The company also will be expected to have a written agreement with the vendor memorializing the parties' relationship. A critical part of this process is the execution of a contract clearly outlining the vendor's obligations and responsibilities for, among other things, compliance with applicable law.

However, we often see that clients, in their haste to get a project involving third-party services underway, will enter into an arrangement with a vendor before fully documenting the transaction. This is especially true in the context of pilot programs, where the perspective of the businesspeople is "less is more." In a pilot, there typically is a rush by management to get the program to market to begin the internal evaluation process. Therefore, management's approach may be that the resources needed to fully negotiate an agreement are not justified unless the pilot is successful and the parties agree to move forward on a longer-term basis. As a result, the pilot may be propelled to proceed with nothing more than a nondisclosure agreement.

The problem with this approach is that while it certainly shortcuts any timing requirements, it has the potential to put the company at risk, particularly when the vendor's services require access to the company's customer information. A simple nondisclosure agreement will not cover the obligations of the vendor to comply with applicable law and may not fully address the company's requirements for confidentiality and data security. However, taking the time to negotiate a full agreement with the vendor may not be practical in a pilot context.
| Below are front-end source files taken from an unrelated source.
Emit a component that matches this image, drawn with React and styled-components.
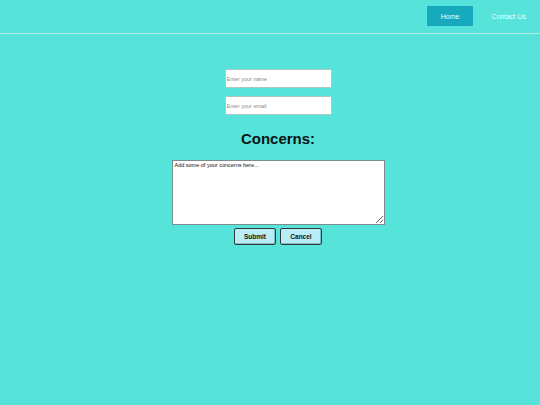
import React from 'react';
import styled, { createGlobalStyle } from 'styled-components';

const GlobalStyle = createGlobalStyle`
  html, body {
    margin: 0;
    padding: 0;
    background: #56e3da;
    font-family: "Liberation Sans", Arial, sans-serif;
  }
  * {
    box-sizing: border-box;
  }
`;

const Page = styled.div`
  min-height: 405px;
  background: #56e3da;
`;

const Header = styled.header`
  display: flex;
  justify-content: flex-end;
  align-items: flex-start;
  gap: 4px;
  height: 34px;
  padding-top: 6px;
  border-bottom: 1px solid #b4ebe6;
`;

const NavItem = styled.a`
  display: flex;
  align-items: center;
  justify-content: center;
  height: 20px;
  padding: 0 14px;
  font-size: 7px;
  color: #f2fbfb;
  text-decoration: none;
  border-radius: 1px;
  background: ${(p) => (p.$active ? '#17a9bd' : 'transparent')};
`;

const Form = styled.form`
  display: flex;
  flex-direction: column;
  align-items: center;
  padding-left: 16px;
  padding-top: 35px;
`;

const Input = styled.input`
  width: 107px;
  height: 19px;
  margin: 0 0 8px;
  padding: 0 1px;
  border: 1px solid #a9c9c6;
  background: #fff;
  font-family: inherit;
  font-size: 5.5px;
  outline: none;

  &::placeholder {
    color: #8a8a8a;
  }
`;

const Heading = styled.h1`
  margin: 7px 0 13px;
  font-size: 15px;
  font-weight: bold;
  color: #0b1414;
  line-height: 17px;
`;

const TextArea = styled.textarea`
  width: 213px;
  height: 65px;
  margin: 0;
  padding: 1px 2px;
  border: 1px solid #7a8c8b;
  background: #fff;
  font-family: inherit;
  font-size: 5.5px;
  resize: both;
  outline: none;

  &::placeholder {
    color: #111;
  }
`;

const Buttons = styled.div`
  display: flex;
  gap: 4px;
  margin-top: 3px;
`;

const Button = styled.button`
  width: 42px;
  height: 17px;
  padding: 0;
  border: 1px solid #2f3b3b;
  border-radius: 2px;
  background: #b9edf6;
  font-family: inherit;
  font-size: 6.5px;
  font-weight: bold;
  color: #111;
  box-shadow: inset -1px -1px 0 #7fb9c2;
`;

export default function App() {
  return (
    <Page>
      <GlobalStyle />
      <Header>
        <NavItem $active href="#">Home</NavItem>
        <NavItem href="#">Contact Us</NavItem>
      </Header>
      <Form onSubmit={(e) => e.preventDefault()}>
        <Input type="text" placeholder="Enter your name" />
        <Input type="email" placeholder="Enter your email" />
        <Heading>Concerns:</Heading>
        <TextArea placeholder="Add some of your concerns here..." />
        <Buttons>
          <Button type="submit">Submit</Button>
          <Button type="button">Cancel</Button>
        </Buttons>
      </Form>
    </Page>
  );
}
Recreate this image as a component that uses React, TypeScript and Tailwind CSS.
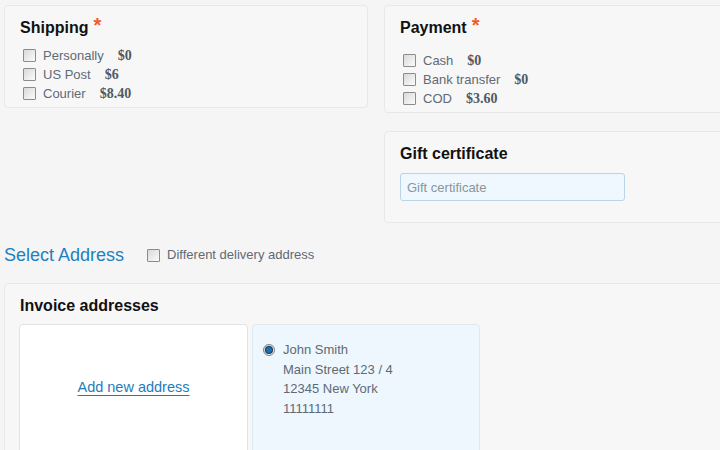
import React from "react";

const shipping = [
  { label: "Personally", price: "$0" },
  { label: "US Post", price: "$6" },
  { label: "Courier", price: "$8.40" },
];

const payment = [
  { label: "Cash", price: "$0" },
  { label: "Bank transfer", price: "$0" },
  { label: "COD", price: "$3.60" },
];

function Box() {
  return (
    <span className="ml-[3px] inline-block h-[13px] w-[13px] shrink-0 rounded-[1px] border border-[#8c8c8c] bg-gradient-to-br from-[#d9d9d9] to-[#fbfbfb]" />
  );
}

function Option({ label, price }: { label: string; price: string }) {
  return (
    <div className="flex h-[19px] items-center">
      <Box />
      <span className="ml-[7px] text-[13px] text-[#5e6a75]">{label}</span>
      <span className="ml-[14px] font-['Liberation_Serif',serif] text-[14px] font-bold text-[#4f5963]">
        {price}
      </span>
    </div>
  );
}

function Heading({ children, req }: { children: React.ReactNode; req?: boolean }) {
  return (
    <h3 className="flex h-[20px] items-center text-[16px] font-bold leading-[20px] text-[#111]">
      {children}
      {req && (
        <span className="relative -top-[3px] ml-[5px] text-[20px] font-bold leading-none text-[#f05a28]">
          *
        </span>
      )}
    </h3>
  );
}

export default function App() {
  return (
    <div className="h-[450px] w-[720px] overflow-hidden bg-[#f5f5f5] pl-[4px] pt-[5px] font-['Liberation_Sans',Arial,sans-serif]">
      <div className="grid w-[744px] grid-cols-[364px_364px] items-start gap-x-[16px]">
        {/* Shipping */}
        <div className="rounded-[4px] border border-[#e8e8e8] bg-[#f7f7f7] px-[15px] pb-[4px] pt-[12px]">
          <Heading req>Shipping</Heading>
          <div className="mt-[8px]">
            {shipping.map((o) => (
              <Option key={o.label} {...o} />
            ))}
          </div>
        </div>

        <div className="flex flex-col gap-[18px]">
          {/* Payment */}
          <div className="rounded-[4px] border border-[#e8e8e8] bg-[#f7f7f7] px-[15px] pb-[4px] pt-[12px]">
            <Heading req>Payment</Heading>
            <div className="mt-[13px]">
              {payment.map((o) => (
                <Option key={o.label} {...o} />
              ))}
            </div>
          </div>

          {/* Gift certificate */}
          <div className="rounded-[4px] border border-[#e8e8e8] bg-[#f7f7f7] px-[15px] pb-[21px] pt-[12px]">
            <Heading>Gift certificate</Heading>
            <input
              placeholder="Gift certificate"
              className="mt-[9px] h-[28px] w-[225px] rounded-[3px] border border-[#b9d4e6] bg-[#eef8fe] px-[6px] text-[13px] text-[#555] outline-none placeholder:text-[#8a959e]"
            />
          </div>
        </div>
      </div>

      {/* Select address */}
      <div className="mt-[20px] flex h-[24px] items-center">
        <span className="text-[18px] leading-[24px] text-[#1e80c0]">Select Address</span>
        <span className="ml-[20px] flex items-center">
          <Box />
          <span className="ml-[7px] text-[13px] text-[#5e6a75]">Different delivery address</span>
        </span>
      </div>

      {/* Invoice addresses */}
      <div className="mt-[16px] w-[743px] rounded-[4px] border border-[#e8e8e8] bg-[#f7f7f7] px-[15px] pt-[12px]">
        <Heading>Invoice addresses</Heading>
        <div className="-ml-px mt-[8px] flex gap-[4px]">
          <div className="flex h-[140px] w-[229px] items-center justify-center rounded-[4px] border border-[#e3e3e3] bg-white pb-[12px]">
            <a href="#" className="text-[14.5px] text-[#1f7bb9] underline underline-offset-[3px]">
              Add new address
            </a>
          </div>
          <div className="flex h-[140px] w-[228px] rounded-[4px] border border-[#dde8ef] bg-[#edf7fd] pl-[10px] pt-[15px]">
            <span className="mt-[4px] flex h-[12px] w-[12px] items-center justify-center rounded-full border border-[#808080] bg-gradient-to-br from-[#cfcfcf] to-[#fafafa]">
              <span className="h-[6px] w-[6px] rounded-full bg-[#1c6fb0] ring-1 ring-[#173a5a]" />
            </span>
            <div className="ml-[8px] text-[13px] leading-[19.5px] text-[#5e6a75]">
              <div>John Smith</div>
              <div>Main Street 123 / 4</div>
              <div>12345 New York</div>
              <div>11111111</div>
            </div>
          </div>
        </div>
      </div>
    </div>
  );
}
But, there may be a compromise position. Your company may want to consider drafting a pilot agreement template that is tailored to generally cover your approach to vendor relationships but is flexible enough to be altered quickly to accommodate different kinds of pilot arrangements. This document wouldn't be the full agreement you will negotiate with a vendor if you proceed with a longer-term commitment but will be much more protective and descriptive of your interests than a mere nondisclosure agreement.

In addition, when the time comes to execute a final agreement between the parties, we often see clients taking shortcuts in those documents as well. This is especially true when the company is required to use the vendor's own agreement as the starting point in the negotiation process.

Not surprisingly, the agreement may not provide the level of representations, warranties, and covenants related to consumer financial protection laws that a regulator would expect to see in an exam. Further, the indemnification may not provide for the type of relief that the company may want to seek if the vendor fails to comply with applicable law. Be especially wary of limitation of liability clauses that cap the vendor's economic responsibility for breaches. In addition, there may be a lack of detail in the obligations of the vendor that could lead to gaps in the service requirements.

Another area for concern is the ownership of the data, including customer information. Most companies intend to retain ownership of their clients' accounts, as the vendor is simply providing a service for the accounts but does not otherwise have an interest in the account itself. The agreement should be clear on that point and limit the use of the data to the service that the vendor has been contracted to provide.

The vendor contract drafting and negotiation process is difficult because the business is often in a rush to bring a product or program to market. There will be pressure to finalize written arrangements with a vendor or ignore them altogether. Internal legal and compliance departments will need to be ready with template forms, or even just standard provisions needed for these types of transactions. It may be helpful to create a checklist of required content for these vendor arrangements in advance to make certain that you cover your legal needs before the vendor begins working for you.